RH: Going back to the things that Debussy and Keats do, and the things that scientists do, I want to believe there’s not that much difference between them, that there is an imagination going on.
PP: Science is clearly a field where the imagination can be triumphant. Einstein wasn’t terribly at home with mathematics. But he was good at visualizing the physical properties of things and seeing deeply into the nature of them. I suppose a biologist would have the same affinity to think themselves into the being of whatever it is, squirrels, beetles, fish.
PP: The questions that biologists cannot answer are also important questions. Where do we come from? Is there a purpose in our living? How can we be good? Do we have to be good? What happens if we’re evil? Those are big, important questions. All that demonstrates is that people need stories. A story will help us make sense of anything. But a story is a story. You don’t have to believe everything in the story to find it satisfying.
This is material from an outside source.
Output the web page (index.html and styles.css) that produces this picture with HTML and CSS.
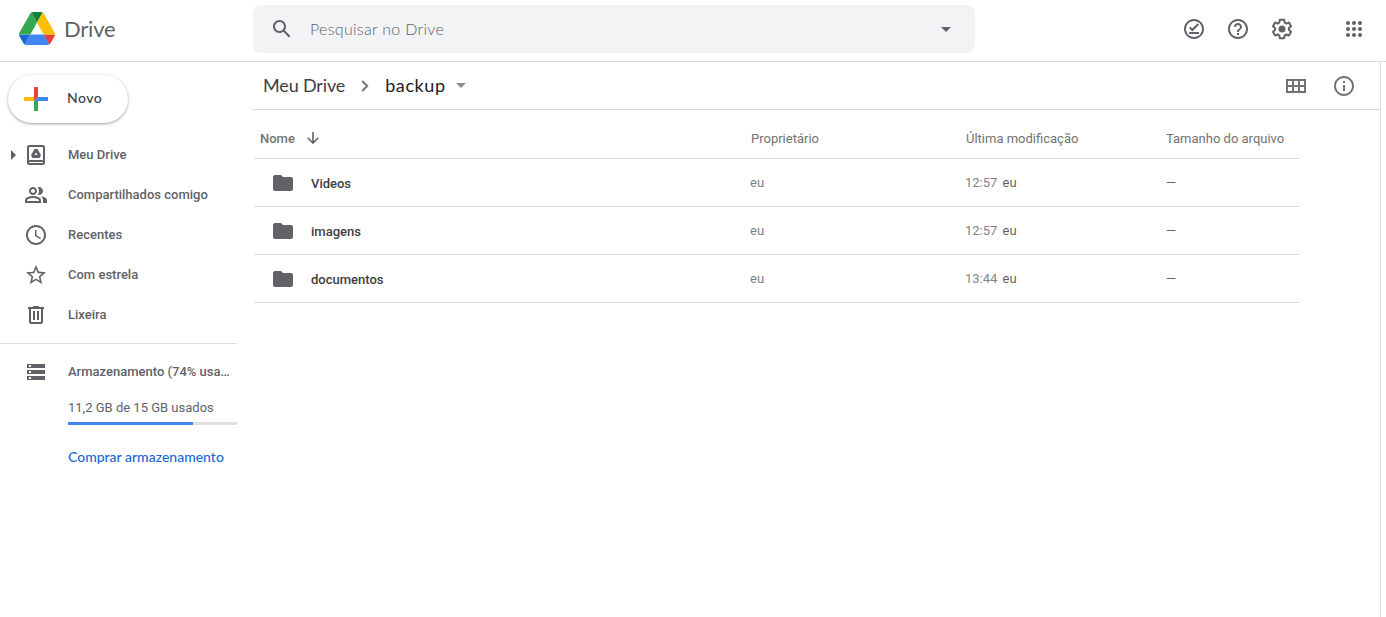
FILE: index.html
```html
<!DOCTYPE html>
<html lang="pt-BR">
<head>
<meta charset="utf-8">
<title>backup - Google Drive</title>
<link rel="stylesheet" href="styles.css">
</head>
<body>
<header class="topbar">
  <div class="brand">
    <svg class="logo" viewBox="0 0 87.3 78" preserveAspectRatio="none">
      <path fill="#1967d2" d="m6.6 66.85 3.85 6.65c.8 1.4 1.95 2.5 3.3 3.3l13.75-23.8h-27.5c0 1.55.4 3.1 1.2 4.5z"/>
      <path fill="#34a853" d="m43.65 25-13.75-23.8c-1.35.8-2.5 1.9-3.3 3.3l-25.4 44a9.06 9.06 0 0 0 -1.2 4.5h27.5z"/>
      <path fill="#ea4335" d="m73.55 76.8c1.35-.8 2.5-1.9 3.3-3.3l1.6-2.75 7.65-13.25c.8-1.4 1.2-2.95 1.2-4.5h-27.5l5.85 11.5z"/>
      <path fill="#188038" d="m43.65 25 13.75-23.8c-1.35-.8-2.9-1.2-4.5-1.2h-18.5c-1.6 0-3.15.45-4.5 1.2z"/>
      <path fill="#4285f4" d="m59.8 53h-32.3l-13.75 23.8c1.35.8 2.9 1.2 4.5 1.2h50.8c1.6 0 3.15-.45 4.5-1.2z"/>
      <path fill="#fbbc04" d="m73.4 26.5-12.7-22c-.8-1.4-1.95-2.5-3.3-3.3l-13.75 23.8 16.15 28h27.45c0-1.55-.4-3.1-1.2-4.5z"/>
    </svg>
    <span class="brand-name">Drive</span>
  </div>
  <div class="search">
    <svg class="icon" viewBox="0 0 24 24"><path d="M20.49 19l-5.73-5.73C15.53 12.2 16 10.91 16 9.5 16 5.91 13.09 3 9.5 3S3 5.91 3 9.5 5.91 16 9.5 16c1.41 0 2.7-.47 3.77-1.24L19 20.49 20.49 19zM5 9.5C5 7.01 7.01 5 9.5 5S14 7.01 14 9.5 11.99 14 9.5 14 5 11.99 5 9.5z"/></svg>
    <span class="placeholder">Pesquisar no Drive</span>
    <svg class="icon" viewBox="0 0 24 24"><path d="M7 10l5 5 5-5z"/></svg>
  </div>
  <div class="tools">
    <svg class="icon" viewBox="0 0 24 24"><path d="M12 2C6.5 2 2 6.5 2 12s4.5 10 10 10 10-4.500 10-10S17.500 2 12 2zm0 18c-4.420 0-8-3.580-8-8s3.580-8 8-8 8 3.580 8 8-3.580 8-8 8zM7 15h10v2H7zM15.600 6.300L10.300 11.600 8.400 9.700 7 11.100l3.300 3.300L17 7.700z"/></svg>
    <svg class="icon" viewBox="0 0 24 24"><path d="M11 18h2v-2h-2v2zm1-16C6.480 2 2 6.480 2 12s4.480 10 10 10 10-4.480 10-10S17.520 2 12 2zm0 18c-4.410 0-8-3.590-8-8s3.590-8 8-8 8 3.590 8 8-3.590 8-8 8zm0-14c-2.210 0-4 1.790-4 4h2c0-1.100.9-2 2-2s2 .9 2 2c0 2-3 1.750-3 5h2c0-2.250 3-2.500 3-5 0-2.210-1.790-4-4-4z"/></svg>
    <svg class="icon" viewBox="0 0 24 24"><path d="M13.850 22.250h-3.700c-.74 0-1.360-.54-1.450-1.270l-.27-1.890c-.27-.14-.53-.29-.79-.46l-1.800.72c-.7.26-1.470-.03-1.810-.65L2.200 15.530c-.35-.66-.2-1.440.36-1.880l1.530-1.190c-.01-.15-.02-.3-.02-.46 0-.15.010-.31.020-.46l-1.520-1.190c-.59-.45-.74-1.260-.37-1.880l1.850-3.190c.34-.62 1.110-.9 1.790-.63l1.810.73c.26-.17.52-.32.780-.46l.27-1.910c.09-.7.71-1.250 1.440-1.250h3.700c.74 0 1.360.54 1.450 1.270l.27 1.890c.27.14.53.29.79.46l1.800-.72c.71-.26 1.480.03 1.820.65l1.840 3.180c.36.66.2 1.440-.36 1.880l-1.520 1.190c.01.15.02.3.02.46s-.01.31-.02.46l1.520 1.190c.56.45.72 1.230.37 1.860l-1.860 3.220c-.34.62-1.110.9-1.800.63l-1.800-.72c-.26.17-.52.32-.78.46l-.27 1.910c-.1.680-.72 1.220-1.460 1.220zm-3.230-2h2.760l.37-2.550.53-.22c.44-.18.88-.44 1.340-.78l.45-.34 2.380.96 1.380-2.400-2.030-1.580.07-.56c.03-.26.06-.51.06-.78s-.03-.53-.06-.78l-.07-.56 2.030-1.580-1.390-2.400-2.390.96-.45-.35c-.42-.32-.87-.58-1.330-.77l-.52-.22-.37-2.550h-2.760l-.37 2.550-.53.21c-.44.19-.88.44-1.340.79l-.45.33-2.380-.95-1.390 2.390 2.030 1.580-.07.56a7 7 0 0 0-.06.79c0 .26.02.53.06.78l.07.56-2.030 1.580 1.380 2.400 2.390-.96.45.35c.43.33.86.58 1.330.77l.53.22.38 2.550z"/><circle cx="12" cy="12" r="3.500"/></svg>
    <svg class="icon apps" viewBox="0 0 24 24"><circle cx="6" cy="6" r="2"/><circle cx="12" cy="6" r="2"/><circle cx="18" cy="6" r="2"/><circle cx="6" cy="12" r="2"/><circle cx="12" cy="12" r="2"/><circle cx="18" cy="12" r="2"/><circle cx="6" cy="18" r="2"/><circle cx="12" cy="18" r="2"/><circle cx="18" cy="18" r="2"/></svg>
  </div>
</header>
<div class="layout">
  <aside class="sidebar">
    <button class="new-button">
      <svg class="plus" viewBox="0 0 24 24"><path fill="#ea4335" d="M10 0h4v10l-4 4z"/><path fill="#fbbc04" d="M0 10h10v4H0z"/><path fill="#34a853" d="M10 14h4v10h-4z"/><path fill="#4285f4" d="M14 10h10v4H10z"/></svg>
      <span class="new-label">Novo</span>
    </button>
    <nav class="nav">
      <a class="nav-item">
        <svg class="caret" viewBox="0 0 5 10"><path d="M0 0l5 5-5 5z"/></svg>
        <svg class="icon" viewBox="0 0 24 24"><path fill-rule="evenodd" d="M19 2H5C3.900 2 3 2.900 3 4v16c0 1.100.9 2 2 2h14c1.100 0 2-.9 2-2V4c0-1.100-.9-2-2-2zm0 18H5v-1h14v1zm0-3H5V4h14v13z"/><path fill-rule="evenodd" d="M10.500 6h3L17 12.200 15.500 15h-7L7 12.200zM12 9.400L10.500 12h3z"/></svg>
        <span class="nav-label">Meu Drive</span>
      </a>
      <a class="nav-item">
        <span class="caret"></span>
        <svg class="icon" viewBox="0 0 24 24"><path d="M9 12c2.210 0 4-1.790 4-4s-1.790-4-4-4-4 1.790-4 4 1.790 4 4 4zm0-6c1.100 0 2 .9 2 2s-.9 2-2 2-2-.9-2-2 .9-2 2-2zm0 7c-2.670 0-8 1.340-8 4v3h16v-3c0-2.660-5.330-4-8-4zm6 5H3v-.990C3.200 16.290 6.300 15 9 15s5.800 1.290 6 2v1zM15 12c2.210 0 4-1.790 4-4s-1.790-4-4-4c-.47 0-.91.100-1.330.24C14.500 5.270 15 6.580 15 8s-.5 2.730-1.330 3.760c.42.14.86.24 1.330.24zm1.660 1.130C18.030 14.060 19 15.320 19 17v3h4v-3c0-2.180-3.580-3.470-6.340-3.870z"/></svg>
        <span class="nav-label">Compartilhados comigo</span>
      </a>
      <a class="nav-item">
        <span class="caret"></span>
        <svg class="icon" viewBox="0 0 24 24"><path d="M11.990 2C6.470 2 2 6.480 2 12s4.470 10 9.990 10C17.520 22 22 17.520 22 12S17.520 2 11.990 2zM12 20c-4.420 0-8-3.580-8-8s3.580-8 8-8 8 3.580 8 8-3.580 8-8 8zm.5-13H11v6l5.250 3.150.75-1.230-4.500-2.670z"/></svg>
        <span class="nav-label">Recentes</span>
      </a>
      <a class="nav-item">
        <span class="caret"></span>
        <svg class="icon" viewBox="0 0 24 24"><path d="M22 9.240l-7.190-.62L12 2 9.190 8.630 2 9.240l5.460 4.730L5.820 21 12 17.270 18.180 21l-1.630-7.030L22 9.240zM12 15.400l-3.760 2.270 1-4.280-3.320-2.880 4.380-.38L12 6.100l1.710 4.040 4.380.38-3.320 2.880 1 4.280L12 15.400z"/></svg>
        <span class="nav-label">Com estrela</span>
      </a>
      <a class="nav-item">
        <span class="caret"></span>
        <svg class="icon" viewBox="0 0 24 24"><path d="M15 4V3H9v1H4v2h1v13c0 1.100.9 2 2 2h10c1.100 0 2-.9 2-2V6h1V4h-5zm2 15H7V6h10v13zM9 8h2v9H9zm4 0h2v9h-2z"/></svg>
        <span class="nav-label">Lixeira</span>
      </a>
    </nav>
    <section class="storage">
      <div class="nav-item storage-title">
        <span class="caret"></span>
        <svg class="icon" viewBox="0 0 24 24"><path fill-rule="evenodd" d="M3 20h18v-4H3v4zm2-3h2v2H5v-2zM3 4v4h18V4H3zm4 3H5V5h2v2zm-4 7h18v-4H3v4zm2-3h2v2H5v-2z"/></svg>
        <span class="nav-label">Armazenamento (74% usa…</span>
      </div>
      <div class="quota">
        <div class="quota-text">11,2 GB de 15 GB usados</div>
        <div class="meter"><div class="meter-fill" style="width:74%"></div></div>
        <a class="buy">Comprar armazenamento</a>
      </div>
    </section>
  </aside>
  <main class="content">
    <div class="pathbar">
      <span class="crumb">Meu Drive</span>
      <svg class="chevron" viewBox="0 0 8 12"><path d="M1.200 1l5 5-5 5"/></svg>
      <span class="crumb current">backup</span>
      <svg class="drop" viewBox="0 0 10 5"><path d="M0 0h10L5 5z"/></svg>
      <div class="actions">
        <svg class="icon" viewBox="0 0 24 24"><path fill-rule="evenodd" d="M2 5h20v14H2zM4 7v4h4V7zm6 0v4h4V7zm6 0v4h4V7zM4 13v4h4v-4zm6 0v4h4v-4zm6 0v4h4v-4z"/></svg>
        <svg class="icon" viewBox="0 0 24 24"><path d="M11 17h2v-6h-2v6zm1-15C6.480 2 2 6.480 2 12s4.480 10 10 10 10-4.480 10-10S17.520 2 12 2zm0 18c-4.410 0-8-3.590-8-8s3.590-8 8-8 8 3.590 8 8-3.590 8-8 8zM11 9h2V7h-2v2z"/></svg>
      </div>
    </div>
    <div class="files">
      <div class="row head">
        <div class="sort"><span class="sort-label">Nome</span><svg class="arrow" viewBox="0 0 12 12"><path d="M6 0v10.800M.7 5.700L6 11l5.300-5.300"/></svg></div>
        <span class="col">Proprietário</span><span class="col">Última modificação</span><span>Tamanho do arquivo</span>
      </div>
      <div class="row">
        <div class="name"><svg class="icon" viewBox="0 0 24 24"><path d="M10 4H4c-1.100 0-2 .9-2 2v12c0 1.100.9 2 2 2h16c1.100 0 2-.9 2-2V8c0-1.100-.9-2-2-2h-8l-2-2z"/></svg><span class="file-name">Videos</span></div>
        <span>eu</span><span>12:57 <span class="who">eu</span></span><span class="size">—</span>
      </div>
      <div class="row">
        <div class="name"><svg class="icon" viewBox="0 0 24 24"><path d="M10 4H4c-1.100 0-2 .9-2 2v12c0 1.100.9 2 2 2h16c1.100 0 2-.9 2-2V8c0-1.100-.9-2-2-2h-8l-2-2z"/></svg><span class="file-name">imagens</span></div>
        <span>eu</span><span>12:57 <span class="who">eu</span></span><span class="size">—</span>
      </div>
      <div class="row">
        <div class="name"><svg class="icon" viewBox="0 0 24 24"><path d="M10 4H4c-1.100 0-2 .9-2 2v12c0 1.100.9 2 2 2h16c1.100 0 2-.9 2-2V8c0-1.100-.9-2-2-2h-8l-2-2z"/></svg><span class="file-name">documentos</span></div>
        <span>eu</span><span>13:44 <span class="who">eu</span></span><span class="size">—</span>
      </div>
    </div>
  </main>
</div>
</body>
</html>
```
FILE: styles.css
```css
* { box-sizing: border-box; }
body {
  margin: 0;
  height: 617px;
  display: flex;
  flex-direction: column;
  overflow: hidden;
  background: #fff;
  color: #5f6368;
  font-family: Roboto, sans-serif;
  font-size: 13px;
}
svg { display: block; flex: none; }
.icon { width: 24px; height: 24px; fill: #5f6368; }

.topbar {
  height: 62px;
  flex: none;
  display: flex;
  align-items: flex-start;
  border-bottom: 1px solid #dadce0;
}
.brand { width: 253px; padding: 12px 0 0 19px; display: flex; }
.logo { width: 36px; height: 33px; }
.brand-name {
  margin-left: 9px;
  font: 22px/34px Lato, sans-serif;
  letter-spacing: -0.2px;
}
.search {
  width: 722px;
  height: 48px;
  margin-top: 5px;
  padding: 0 17px;
  display: flex;
  align-items: center;
  background: #f1f3f4;
  border-radius: 8px;
}
.placeholder {
  flex: 1;
  margin-left: 16px;
  font: 300 16px/24px Lato, sans-serif;
  letter-spacing: .3px;
  color: #5f6368;
}
.tools { margin-left: auto; padding: 17px 20px 0 0; display: flex; gap: 20px; }
.apps { margin-left: 28px; }

.layout { flex: 1; display: flex; }
.sidebar { width: 237px; flex: none; padding-top: 13px; }
.new-button {
  width: 120px;
  height: 48px;
  margin: 0 0 12px 8px;
  padding: 0 0 0 16px;
  display: flex;
  align-items: center;
  border: 0;
  border-radius: 24px;
  background: #fff;
  box-shadow: 0 1px 2px rgba(60, 64, 67, .3), 0 1px 3px 1px rgba(60, 64, 67, .15);
}
.plus { width: 24px; height: 24px; }
.new-label {
  margin-left: 19px;
  padding-bottom: 2px;
  font: 500 14px/20px Lato, sans-serif;
  color: #3c4043;
  letter-spacing: .5px;
}
.nav { padding-bottom: 8px; }
.nav-item {
  height: 40px;
  padding-left: 11px;
  display: flex;
  align-items: center;
  font-weight: 500;
}
.caret { width: 5px; height: 10px; margin-right: 8px; flex: none; fill: #5f6368; }
.nav-label {
  margin-left: 20px;
  padding-bottom: 2px;
  white-space: nowrap;
}
.storage { border-top: 1px solid #dadce0; padding-top: 8px; }
.quota { padding-left: 68px; }
.quota-text { margin-top: 8px; line-height: 16px; white-space: nowrap; }
.meter { margin-top: 6px; height: 3px; background: #e0e0e0; }
.meter-fill { height: 3px; background: #4285f4; }
.buy {
  display: block;
  margin-top: 22px;
  font: 500 14px/20px Lato, sans-serif;
  color: #1967d2;
  white-space: nowrap;
}

.content { width: 1128px; margin-left: 16px; border-right: 1px solid #dadce0; }
.pathbar {
  height: 48px;
  padding: 0 24px 0 10px;
  display: flex;
  align-items: center;
  border-bottom: 1px solid #dadce0;
}
.crumb { padding-bottom: 2px; font: 18px/24px Lato, sans-serif; letter-spacing: -.15px; color: #3c4043; }
.current { letter-spacing: .6px; color: #202124; }
.chevron { width: 8px; height: 12px; margin: 0 16px; fill: none; stroke: #757575; stroke-width: 2; }
.drop { width: 10px; height: 5px; margin-left: 10px; fill: #8b8f93; }
.actions { margin-left: auto; display: flex; gap: 24px; }
.actions .icon { fill: #737373; }
.files { width: 1046px; margin-left: 1px; }
.row {
  height: 48px;
  display: grid;
  grid-template-columns: 496px 215px 201px 134px;
  align-items: center;
  border-bottom: 1px solid #dadce0;
  color: #80868b;
  white-space: nowrap;
}
.head { height: 49px; padding-top: 9px; color: #737373; }
.col { padding-left: 1px; }
.sort { display: flex; align-items: center; padding-left: 6px; font-weight: 500; }
.arrow { width: 12px; height: 12px; margin: -2px 0 0 12px; fill: none; stroke: #5f6368; stroke-width: 1.6; }
.name { display: flex; align-items: center; padding-left: 17px; gap: 16px; font-weight: 500; color: #3c4043; }
.file-name { padding-top: 1px; }
.who { margin-left: 2px; color: #5f6368; }
.size { color: #5f6368; }
```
So we have a system, most of us, but it’s a ragbag of memories, superstitions, inclinations, things we worked out for ourselves. We all do have a sort of system, a thing that helps us to live in a meaningful way. And I think what Lyra and Pan were agreeing at the end of The Amber Spyglass is that we need to do that for ourselves. And poor Lyra is discovering in The Book of Dust that it’s not as easy as she thought.